Problem details: From the entries that follow, pick out all lines holding "this".

Exercise data:
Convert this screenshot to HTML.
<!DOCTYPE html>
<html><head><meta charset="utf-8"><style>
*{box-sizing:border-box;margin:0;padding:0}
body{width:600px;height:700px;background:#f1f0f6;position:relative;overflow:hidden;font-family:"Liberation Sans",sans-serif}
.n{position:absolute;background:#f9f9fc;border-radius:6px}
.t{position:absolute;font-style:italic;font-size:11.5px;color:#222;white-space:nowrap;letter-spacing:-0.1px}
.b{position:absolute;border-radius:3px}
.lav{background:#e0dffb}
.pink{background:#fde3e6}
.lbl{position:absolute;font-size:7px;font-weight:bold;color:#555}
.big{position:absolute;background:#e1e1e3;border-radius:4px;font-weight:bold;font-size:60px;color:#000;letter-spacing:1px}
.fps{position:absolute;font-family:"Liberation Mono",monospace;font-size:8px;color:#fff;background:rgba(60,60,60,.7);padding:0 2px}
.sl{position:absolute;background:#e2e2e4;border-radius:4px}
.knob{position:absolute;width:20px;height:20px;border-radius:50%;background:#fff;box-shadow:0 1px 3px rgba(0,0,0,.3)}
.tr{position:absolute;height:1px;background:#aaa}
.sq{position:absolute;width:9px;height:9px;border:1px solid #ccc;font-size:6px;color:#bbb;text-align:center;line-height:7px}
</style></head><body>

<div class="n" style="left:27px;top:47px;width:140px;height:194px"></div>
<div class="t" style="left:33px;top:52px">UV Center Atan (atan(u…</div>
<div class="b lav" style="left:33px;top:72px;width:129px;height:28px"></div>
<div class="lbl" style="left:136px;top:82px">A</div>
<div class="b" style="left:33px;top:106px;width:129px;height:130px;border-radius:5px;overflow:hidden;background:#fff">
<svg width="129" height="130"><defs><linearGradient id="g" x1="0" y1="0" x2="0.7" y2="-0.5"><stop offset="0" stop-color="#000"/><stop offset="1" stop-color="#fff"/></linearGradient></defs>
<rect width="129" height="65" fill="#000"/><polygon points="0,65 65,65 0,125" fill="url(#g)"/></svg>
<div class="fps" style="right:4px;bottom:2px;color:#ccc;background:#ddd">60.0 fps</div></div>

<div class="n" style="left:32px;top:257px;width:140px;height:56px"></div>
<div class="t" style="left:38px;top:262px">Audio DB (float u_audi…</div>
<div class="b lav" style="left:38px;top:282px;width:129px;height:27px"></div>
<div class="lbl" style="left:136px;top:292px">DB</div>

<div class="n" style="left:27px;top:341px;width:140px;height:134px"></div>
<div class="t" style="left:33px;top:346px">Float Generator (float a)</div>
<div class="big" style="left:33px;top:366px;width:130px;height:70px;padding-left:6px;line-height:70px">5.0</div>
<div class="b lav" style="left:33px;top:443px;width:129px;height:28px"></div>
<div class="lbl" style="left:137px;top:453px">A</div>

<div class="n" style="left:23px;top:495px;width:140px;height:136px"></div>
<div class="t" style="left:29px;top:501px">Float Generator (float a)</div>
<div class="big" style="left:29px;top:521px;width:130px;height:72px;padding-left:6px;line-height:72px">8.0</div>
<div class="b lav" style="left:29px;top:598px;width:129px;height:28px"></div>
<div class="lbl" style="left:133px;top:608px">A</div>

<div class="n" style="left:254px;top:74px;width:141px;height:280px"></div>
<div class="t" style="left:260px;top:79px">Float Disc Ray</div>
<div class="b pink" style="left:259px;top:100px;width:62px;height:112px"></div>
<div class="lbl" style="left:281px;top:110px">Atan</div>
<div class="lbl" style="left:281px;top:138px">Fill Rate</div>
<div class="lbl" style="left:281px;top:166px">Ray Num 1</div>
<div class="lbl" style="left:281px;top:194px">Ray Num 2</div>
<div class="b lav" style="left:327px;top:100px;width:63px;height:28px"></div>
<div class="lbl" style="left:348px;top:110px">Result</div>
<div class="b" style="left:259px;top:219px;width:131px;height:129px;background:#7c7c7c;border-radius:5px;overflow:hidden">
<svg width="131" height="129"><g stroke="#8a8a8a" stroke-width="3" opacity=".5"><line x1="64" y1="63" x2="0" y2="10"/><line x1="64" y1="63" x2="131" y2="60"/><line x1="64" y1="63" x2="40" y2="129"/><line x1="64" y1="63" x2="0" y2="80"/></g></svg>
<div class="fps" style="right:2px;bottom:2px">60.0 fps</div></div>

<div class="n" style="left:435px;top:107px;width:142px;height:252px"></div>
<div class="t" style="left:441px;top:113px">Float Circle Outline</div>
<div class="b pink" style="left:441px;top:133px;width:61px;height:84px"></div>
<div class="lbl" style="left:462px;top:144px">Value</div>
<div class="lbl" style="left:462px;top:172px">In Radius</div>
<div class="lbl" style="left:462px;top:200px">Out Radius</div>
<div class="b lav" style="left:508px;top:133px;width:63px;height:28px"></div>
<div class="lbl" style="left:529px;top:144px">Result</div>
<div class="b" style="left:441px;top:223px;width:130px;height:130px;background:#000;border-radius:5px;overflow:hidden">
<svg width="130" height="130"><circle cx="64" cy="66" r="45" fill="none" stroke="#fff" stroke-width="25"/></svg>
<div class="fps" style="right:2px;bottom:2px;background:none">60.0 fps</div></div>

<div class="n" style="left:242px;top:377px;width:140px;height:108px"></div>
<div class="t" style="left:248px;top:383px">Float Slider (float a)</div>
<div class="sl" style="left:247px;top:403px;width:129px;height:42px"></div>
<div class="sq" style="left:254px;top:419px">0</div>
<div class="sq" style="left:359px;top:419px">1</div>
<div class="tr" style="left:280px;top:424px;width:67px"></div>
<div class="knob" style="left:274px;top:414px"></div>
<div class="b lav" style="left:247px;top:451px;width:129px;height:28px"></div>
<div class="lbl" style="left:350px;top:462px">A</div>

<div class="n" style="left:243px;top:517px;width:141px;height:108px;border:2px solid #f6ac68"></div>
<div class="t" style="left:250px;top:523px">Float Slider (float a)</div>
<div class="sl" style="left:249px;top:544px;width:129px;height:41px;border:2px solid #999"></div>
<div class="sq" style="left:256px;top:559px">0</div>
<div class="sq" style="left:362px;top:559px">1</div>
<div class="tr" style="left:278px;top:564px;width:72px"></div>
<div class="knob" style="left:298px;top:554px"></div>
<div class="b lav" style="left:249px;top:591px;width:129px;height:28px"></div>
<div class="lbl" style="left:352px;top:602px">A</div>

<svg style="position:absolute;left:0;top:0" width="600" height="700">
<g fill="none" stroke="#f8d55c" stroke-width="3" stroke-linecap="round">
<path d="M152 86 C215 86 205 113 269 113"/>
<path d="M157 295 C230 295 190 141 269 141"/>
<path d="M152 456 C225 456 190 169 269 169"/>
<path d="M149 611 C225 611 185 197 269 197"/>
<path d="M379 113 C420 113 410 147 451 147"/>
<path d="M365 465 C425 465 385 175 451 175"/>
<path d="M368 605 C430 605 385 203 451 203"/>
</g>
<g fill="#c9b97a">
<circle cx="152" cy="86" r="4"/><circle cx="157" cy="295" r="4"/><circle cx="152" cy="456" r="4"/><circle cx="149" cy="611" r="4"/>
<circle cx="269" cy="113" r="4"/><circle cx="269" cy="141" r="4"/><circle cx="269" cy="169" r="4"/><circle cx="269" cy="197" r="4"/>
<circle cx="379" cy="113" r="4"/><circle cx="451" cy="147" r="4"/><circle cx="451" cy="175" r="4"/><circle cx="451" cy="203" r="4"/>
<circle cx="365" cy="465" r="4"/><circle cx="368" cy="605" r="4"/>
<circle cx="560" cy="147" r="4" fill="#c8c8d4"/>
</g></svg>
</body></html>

==

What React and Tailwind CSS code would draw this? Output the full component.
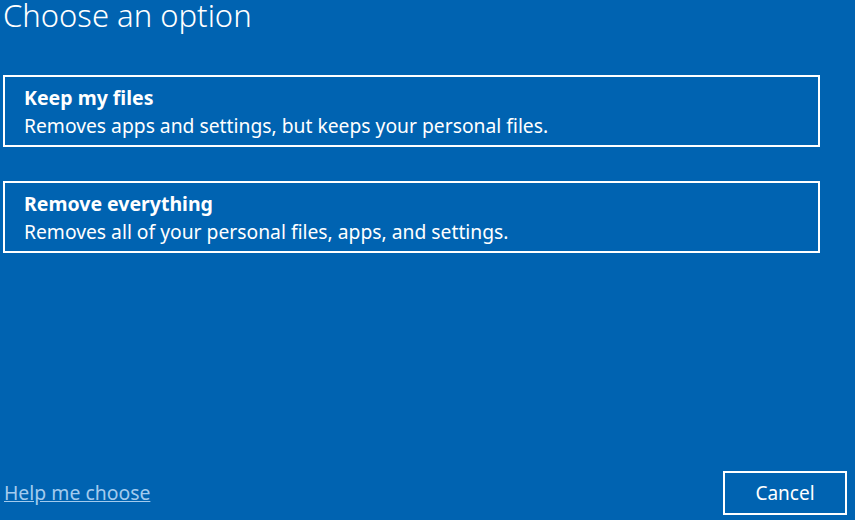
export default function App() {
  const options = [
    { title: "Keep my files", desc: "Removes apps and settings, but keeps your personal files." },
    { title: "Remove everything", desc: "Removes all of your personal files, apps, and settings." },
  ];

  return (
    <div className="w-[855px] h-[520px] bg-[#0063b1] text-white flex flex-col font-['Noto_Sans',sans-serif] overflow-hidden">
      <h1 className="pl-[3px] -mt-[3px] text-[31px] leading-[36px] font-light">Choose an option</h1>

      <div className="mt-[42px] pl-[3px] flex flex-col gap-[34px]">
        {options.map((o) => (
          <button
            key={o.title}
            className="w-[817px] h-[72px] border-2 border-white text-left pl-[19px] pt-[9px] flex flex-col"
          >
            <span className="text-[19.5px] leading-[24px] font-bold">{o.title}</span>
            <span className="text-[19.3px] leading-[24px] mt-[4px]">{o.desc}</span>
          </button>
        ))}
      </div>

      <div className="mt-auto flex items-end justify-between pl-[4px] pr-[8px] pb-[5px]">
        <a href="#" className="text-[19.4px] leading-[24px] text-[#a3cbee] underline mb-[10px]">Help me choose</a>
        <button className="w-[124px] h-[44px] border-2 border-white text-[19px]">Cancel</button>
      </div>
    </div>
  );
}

Solution:
Convert this screenshot to HTML.
What React and Tailwind CSS code would draw this? Output the full component.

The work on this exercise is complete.